Sunday, November 25, 2012

Allergies Part 2 - Rosin

In my previous post I spoke about my Cobalt allergy,
I am also allergic to Rosin (AKA colophony.)
Rosin is the sap from pine and spruce trees,
it is used to produce turpentine oil and colophony.
There are 3 types of colophony, gum wood and tall oil.
The only treatment for this allergy is avoidance
& as Colophony is found in so many everyday
products, it can prove difficult to avoid.
The photo to the right shows a reaction I
had to the glue on the seam of a pair of ankle boots,
I have had it for quite a few months now.
I have to be careful when I buy shoes that have
seams as they usually use glue as well as stitching
I also ended up with a red itchy band around my
ankles from the rubbery elastic in a pair of socks once
Other names for colophony are:
Abietic acid/alcohol, Abitol colophony,
Abietyl alcohol, Dertomal 18, Dercolyte ZS,
Methyl abietate alcohol, Dertophene 18,
Foral 105, Gum rosin, Granolite SG,
Hercolyn D,  rosin, rosin tall oil, staybelite10,
 terebinthinate, W-W wood
Colophony are found in the following items:
 Adhesives, such as sticking plasters, stamps, tapes & glues
* Ashphalt products
* Brewery pitch
*Caulking compound
 Cements for linoleum, rubber, shoes, lens coating
 Chewing gum
 Cleaners for machines, leather and removing grease from clothes, pine oil cleaners
* Clothing (prewashes, tackifier
 Cosmetics eg eyeshadow, lipsticks, mascara, rouge, hair pomade and transparent soaps, sunscreens
 Dental floss, Dental cements and impression pastes
 Depilating (hair-pull wax) agent
 Diapers, incontinence pads & feminine hygiene products
 Disinfectants and insecticides
 Floor coverings (adhesive) e.g. linoleum
 Glues eg postage stamps
 Grease (axle) and lubricants
*Inks (ceramic, marking pens, printing)
*Insulation tape (electrical and thermal insulating tape)
*Jointing tape Match Tip
 Medicaments – as a preservative, adds adhesive properties to ointments and creams e.g. wart removers, nappy creams, cold sore cream, (disinfectants,insecticidespreservatives
 *Modelling clay
 * Nail polish

* Oils (core oil, cutting oil, tall oil)
 Ostomy appliance
 Paper Products (largest single use) – adds water resistance, glossy paper, photographic paper, can labels, toilet paper
 Pens – felt tip & artist pens
 Polish for floors, furniture, shoes and cars, coffee beans
 Polythene (polyethylene)
 Printing – inks, paper & photograph
 Resins eg epoxy resin, those used for musical instruments
 Rubber – synthetic, neoprene
 Sawdust and resins of pine and spruce and wood fillers
 Shoes (adhesives) and clothing

* soaps
 Soldering fluxes and soldering agents
 Surface coatings eg price labels, rust-proofing, 
 Tacky substances – to prevent slipping eg athletic grips, sports handles (golf, tennis)
 Waterproofing agents eg.

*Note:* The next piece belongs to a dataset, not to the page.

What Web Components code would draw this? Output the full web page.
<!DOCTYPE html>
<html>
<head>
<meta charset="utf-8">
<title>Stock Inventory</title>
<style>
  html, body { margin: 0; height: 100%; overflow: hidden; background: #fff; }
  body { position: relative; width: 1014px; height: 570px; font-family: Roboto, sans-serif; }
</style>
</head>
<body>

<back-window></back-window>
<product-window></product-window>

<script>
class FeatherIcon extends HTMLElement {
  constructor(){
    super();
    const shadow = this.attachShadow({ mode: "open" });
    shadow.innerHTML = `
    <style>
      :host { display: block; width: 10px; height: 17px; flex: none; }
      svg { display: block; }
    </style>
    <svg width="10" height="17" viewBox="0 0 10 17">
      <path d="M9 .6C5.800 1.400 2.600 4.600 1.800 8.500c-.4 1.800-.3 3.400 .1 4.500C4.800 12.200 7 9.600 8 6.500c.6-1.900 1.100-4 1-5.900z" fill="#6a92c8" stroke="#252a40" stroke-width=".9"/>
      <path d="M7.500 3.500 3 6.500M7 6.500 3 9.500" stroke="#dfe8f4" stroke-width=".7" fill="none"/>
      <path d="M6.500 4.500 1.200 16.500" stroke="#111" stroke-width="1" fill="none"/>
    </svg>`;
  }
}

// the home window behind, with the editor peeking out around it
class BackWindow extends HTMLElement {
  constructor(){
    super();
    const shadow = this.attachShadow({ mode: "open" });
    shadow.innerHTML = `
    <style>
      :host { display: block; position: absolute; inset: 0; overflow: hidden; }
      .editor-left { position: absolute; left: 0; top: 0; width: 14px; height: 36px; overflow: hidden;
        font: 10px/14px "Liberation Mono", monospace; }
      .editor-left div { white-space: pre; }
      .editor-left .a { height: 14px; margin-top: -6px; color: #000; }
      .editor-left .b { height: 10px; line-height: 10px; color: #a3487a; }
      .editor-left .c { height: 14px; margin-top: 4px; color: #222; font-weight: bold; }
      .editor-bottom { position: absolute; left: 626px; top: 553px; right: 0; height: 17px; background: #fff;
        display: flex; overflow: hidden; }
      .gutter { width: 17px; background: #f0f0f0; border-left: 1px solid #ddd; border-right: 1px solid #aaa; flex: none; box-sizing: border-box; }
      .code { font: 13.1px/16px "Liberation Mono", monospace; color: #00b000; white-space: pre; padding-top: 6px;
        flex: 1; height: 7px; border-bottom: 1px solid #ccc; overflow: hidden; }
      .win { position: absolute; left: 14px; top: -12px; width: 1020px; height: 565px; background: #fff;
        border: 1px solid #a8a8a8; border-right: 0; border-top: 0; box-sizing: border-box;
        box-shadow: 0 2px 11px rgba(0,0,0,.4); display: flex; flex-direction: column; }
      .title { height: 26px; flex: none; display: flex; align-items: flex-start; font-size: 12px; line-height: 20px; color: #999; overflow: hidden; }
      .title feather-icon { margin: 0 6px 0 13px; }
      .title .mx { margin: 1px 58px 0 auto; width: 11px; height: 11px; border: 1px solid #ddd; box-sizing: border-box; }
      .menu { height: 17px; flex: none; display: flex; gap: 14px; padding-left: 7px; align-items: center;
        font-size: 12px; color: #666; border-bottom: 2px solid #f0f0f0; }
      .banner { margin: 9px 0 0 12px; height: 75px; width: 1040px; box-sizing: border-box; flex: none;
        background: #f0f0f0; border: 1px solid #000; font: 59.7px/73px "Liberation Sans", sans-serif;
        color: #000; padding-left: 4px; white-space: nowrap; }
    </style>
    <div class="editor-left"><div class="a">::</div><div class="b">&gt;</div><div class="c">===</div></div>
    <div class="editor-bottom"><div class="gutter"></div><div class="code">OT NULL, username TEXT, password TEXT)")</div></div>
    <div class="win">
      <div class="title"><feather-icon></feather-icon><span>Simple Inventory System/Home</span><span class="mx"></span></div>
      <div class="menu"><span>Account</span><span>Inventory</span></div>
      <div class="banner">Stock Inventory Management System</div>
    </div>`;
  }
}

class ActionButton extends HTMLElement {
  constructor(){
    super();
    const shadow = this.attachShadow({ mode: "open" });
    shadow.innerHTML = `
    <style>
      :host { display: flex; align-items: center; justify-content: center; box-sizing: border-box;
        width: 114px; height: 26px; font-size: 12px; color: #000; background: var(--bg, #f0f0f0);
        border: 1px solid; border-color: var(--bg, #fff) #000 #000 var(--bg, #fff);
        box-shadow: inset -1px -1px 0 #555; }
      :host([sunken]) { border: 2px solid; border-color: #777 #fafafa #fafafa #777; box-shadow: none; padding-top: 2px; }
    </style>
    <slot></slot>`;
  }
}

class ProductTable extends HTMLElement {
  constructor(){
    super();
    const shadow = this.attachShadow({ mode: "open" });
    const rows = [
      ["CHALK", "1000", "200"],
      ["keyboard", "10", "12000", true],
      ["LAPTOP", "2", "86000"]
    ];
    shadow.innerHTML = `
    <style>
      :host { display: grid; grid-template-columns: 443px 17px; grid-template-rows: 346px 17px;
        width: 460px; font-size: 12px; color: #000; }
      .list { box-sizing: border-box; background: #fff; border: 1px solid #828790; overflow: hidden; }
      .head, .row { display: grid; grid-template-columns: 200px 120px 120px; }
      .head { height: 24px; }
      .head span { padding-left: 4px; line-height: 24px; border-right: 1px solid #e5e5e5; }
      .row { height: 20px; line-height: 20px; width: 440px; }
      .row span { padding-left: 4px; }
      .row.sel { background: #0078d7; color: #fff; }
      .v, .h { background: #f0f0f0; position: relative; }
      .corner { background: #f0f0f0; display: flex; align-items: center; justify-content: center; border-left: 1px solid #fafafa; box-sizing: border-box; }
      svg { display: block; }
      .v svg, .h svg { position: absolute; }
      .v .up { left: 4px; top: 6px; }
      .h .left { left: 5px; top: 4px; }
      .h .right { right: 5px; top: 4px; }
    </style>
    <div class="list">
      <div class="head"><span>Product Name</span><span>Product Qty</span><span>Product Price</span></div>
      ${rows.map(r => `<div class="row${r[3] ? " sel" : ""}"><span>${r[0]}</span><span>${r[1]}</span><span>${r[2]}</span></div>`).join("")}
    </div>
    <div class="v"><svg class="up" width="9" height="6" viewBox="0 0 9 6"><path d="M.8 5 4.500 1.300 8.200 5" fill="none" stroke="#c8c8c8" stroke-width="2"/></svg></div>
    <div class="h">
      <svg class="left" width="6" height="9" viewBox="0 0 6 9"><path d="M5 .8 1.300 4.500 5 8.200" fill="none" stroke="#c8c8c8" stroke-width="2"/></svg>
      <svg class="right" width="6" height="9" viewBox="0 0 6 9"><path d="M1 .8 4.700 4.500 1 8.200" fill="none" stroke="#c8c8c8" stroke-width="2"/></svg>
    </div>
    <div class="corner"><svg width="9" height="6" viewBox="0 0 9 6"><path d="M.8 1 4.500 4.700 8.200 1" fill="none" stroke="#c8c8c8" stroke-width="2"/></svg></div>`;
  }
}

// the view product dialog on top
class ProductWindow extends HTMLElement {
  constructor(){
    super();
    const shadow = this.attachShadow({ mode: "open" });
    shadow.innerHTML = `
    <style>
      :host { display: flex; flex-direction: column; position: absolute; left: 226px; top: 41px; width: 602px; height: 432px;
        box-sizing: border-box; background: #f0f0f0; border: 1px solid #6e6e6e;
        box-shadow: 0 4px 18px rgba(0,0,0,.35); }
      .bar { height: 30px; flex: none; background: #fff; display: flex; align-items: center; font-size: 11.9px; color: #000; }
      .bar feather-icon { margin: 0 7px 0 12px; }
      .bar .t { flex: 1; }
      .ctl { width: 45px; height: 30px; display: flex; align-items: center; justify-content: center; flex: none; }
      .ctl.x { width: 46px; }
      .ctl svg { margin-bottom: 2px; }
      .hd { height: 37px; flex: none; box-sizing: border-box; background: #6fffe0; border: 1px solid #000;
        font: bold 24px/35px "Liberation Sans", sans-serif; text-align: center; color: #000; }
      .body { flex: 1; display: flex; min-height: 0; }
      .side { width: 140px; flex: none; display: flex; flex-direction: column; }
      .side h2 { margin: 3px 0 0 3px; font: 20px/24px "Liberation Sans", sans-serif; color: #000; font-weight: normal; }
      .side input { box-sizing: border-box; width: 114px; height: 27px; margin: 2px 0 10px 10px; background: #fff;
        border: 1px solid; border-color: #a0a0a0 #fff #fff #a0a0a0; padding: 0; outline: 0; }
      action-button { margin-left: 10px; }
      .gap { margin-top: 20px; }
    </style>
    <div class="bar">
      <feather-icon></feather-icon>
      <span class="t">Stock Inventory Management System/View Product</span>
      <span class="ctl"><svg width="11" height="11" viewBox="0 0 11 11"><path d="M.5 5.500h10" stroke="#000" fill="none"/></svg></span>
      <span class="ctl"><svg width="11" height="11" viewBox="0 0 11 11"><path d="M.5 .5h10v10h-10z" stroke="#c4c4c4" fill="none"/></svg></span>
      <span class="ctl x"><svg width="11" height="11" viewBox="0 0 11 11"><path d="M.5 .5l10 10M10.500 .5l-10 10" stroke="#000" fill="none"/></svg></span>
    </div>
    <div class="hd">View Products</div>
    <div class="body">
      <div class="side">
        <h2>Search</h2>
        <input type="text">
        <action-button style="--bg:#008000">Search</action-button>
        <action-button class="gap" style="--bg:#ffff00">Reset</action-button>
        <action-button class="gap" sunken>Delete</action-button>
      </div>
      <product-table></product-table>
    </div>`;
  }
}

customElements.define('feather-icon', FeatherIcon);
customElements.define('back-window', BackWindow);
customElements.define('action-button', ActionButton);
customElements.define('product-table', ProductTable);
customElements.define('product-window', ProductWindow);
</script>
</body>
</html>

Cardboard

I've found that I am allergic to makeup and shampoo/ conditioner, I avoid anything that has a sparkly/opalescent look, I also stopped dyeing my hair. 
Feminine hygiene  products proved difficult, especially when i was menstruating every fortnight which was for about 5 years, 
luckily I don't have to worry about that anymore. 
Stress also makes the problem worse, so de-stressing techniques can be beneficial. 
My advice would be to have an allergen test if you suspect an allergy that way you can avoid the allergen and can possibly prevent hypersensitivity.

1 comment:

  1. My goodness you poor thing! It's found in so many everyday products!I looked through your list to see if knitting/crocheting yarns were there. Now that would have been devastating for you! Did you gradually develop these allergies or have you had problems all your life? I've heard of people who have had to make huge life changes as they were allergic to 'modern life'...big upheavals to try to be healthy.